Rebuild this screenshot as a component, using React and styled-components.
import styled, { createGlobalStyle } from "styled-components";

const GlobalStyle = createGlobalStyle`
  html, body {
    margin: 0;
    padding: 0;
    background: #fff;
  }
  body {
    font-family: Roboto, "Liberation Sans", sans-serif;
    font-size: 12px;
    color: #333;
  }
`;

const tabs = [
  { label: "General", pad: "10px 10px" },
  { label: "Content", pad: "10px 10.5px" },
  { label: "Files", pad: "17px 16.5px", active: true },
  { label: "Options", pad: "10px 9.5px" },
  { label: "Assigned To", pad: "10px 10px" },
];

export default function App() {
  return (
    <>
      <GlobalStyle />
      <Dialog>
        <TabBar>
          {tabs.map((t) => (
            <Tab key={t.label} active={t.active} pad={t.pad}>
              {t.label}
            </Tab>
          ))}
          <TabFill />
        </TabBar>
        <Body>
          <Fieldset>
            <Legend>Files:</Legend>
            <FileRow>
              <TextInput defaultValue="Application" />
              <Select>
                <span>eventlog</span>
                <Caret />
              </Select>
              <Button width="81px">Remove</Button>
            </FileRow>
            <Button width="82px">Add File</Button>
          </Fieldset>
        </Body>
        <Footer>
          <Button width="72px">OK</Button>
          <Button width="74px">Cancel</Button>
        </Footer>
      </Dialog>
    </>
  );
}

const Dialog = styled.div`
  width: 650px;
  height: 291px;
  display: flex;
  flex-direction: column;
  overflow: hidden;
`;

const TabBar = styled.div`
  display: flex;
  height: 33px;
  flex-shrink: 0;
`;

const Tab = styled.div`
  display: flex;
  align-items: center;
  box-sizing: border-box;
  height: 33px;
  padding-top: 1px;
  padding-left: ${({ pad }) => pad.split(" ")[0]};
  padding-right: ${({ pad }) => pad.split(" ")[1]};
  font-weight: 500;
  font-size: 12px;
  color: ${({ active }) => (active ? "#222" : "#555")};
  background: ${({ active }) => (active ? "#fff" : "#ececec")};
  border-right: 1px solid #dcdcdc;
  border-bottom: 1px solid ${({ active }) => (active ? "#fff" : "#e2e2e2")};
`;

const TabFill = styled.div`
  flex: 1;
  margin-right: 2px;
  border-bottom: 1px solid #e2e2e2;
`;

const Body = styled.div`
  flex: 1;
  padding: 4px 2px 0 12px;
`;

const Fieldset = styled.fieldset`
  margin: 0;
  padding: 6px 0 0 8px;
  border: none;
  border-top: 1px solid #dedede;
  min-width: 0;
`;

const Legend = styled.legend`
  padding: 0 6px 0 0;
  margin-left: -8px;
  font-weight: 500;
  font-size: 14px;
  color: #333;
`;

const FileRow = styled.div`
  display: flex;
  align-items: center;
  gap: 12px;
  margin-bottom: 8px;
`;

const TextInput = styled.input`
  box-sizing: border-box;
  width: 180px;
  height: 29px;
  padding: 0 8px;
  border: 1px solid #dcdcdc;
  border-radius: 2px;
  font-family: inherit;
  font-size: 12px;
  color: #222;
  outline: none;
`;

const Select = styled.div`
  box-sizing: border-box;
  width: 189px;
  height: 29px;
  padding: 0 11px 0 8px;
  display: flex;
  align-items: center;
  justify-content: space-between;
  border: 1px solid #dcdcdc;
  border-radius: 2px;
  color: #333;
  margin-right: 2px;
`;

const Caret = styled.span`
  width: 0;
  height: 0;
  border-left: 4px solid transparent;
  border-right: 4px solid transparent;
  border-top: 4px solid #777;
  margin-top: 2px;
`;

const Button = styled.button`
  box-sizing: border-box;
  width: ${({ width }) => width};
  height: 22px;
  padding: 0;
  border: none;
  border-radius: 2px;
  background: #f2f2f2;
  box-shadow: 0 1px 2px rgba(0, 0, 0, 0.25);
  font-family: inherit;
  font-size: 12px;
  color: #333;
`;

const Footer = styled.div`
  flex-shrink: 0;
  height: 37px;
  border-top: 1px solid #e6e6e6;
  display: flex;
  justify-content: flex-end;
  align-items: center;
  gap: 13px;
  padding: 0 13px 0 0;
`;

--

Aim of the exercise:
Using the listing above, pick out each line that contains the word "components", then copy it.

Solution to this task:
Rebuild this screenshot as a component, using React and styled-components.
import styled, { createGlobalStyle } from "styled-components";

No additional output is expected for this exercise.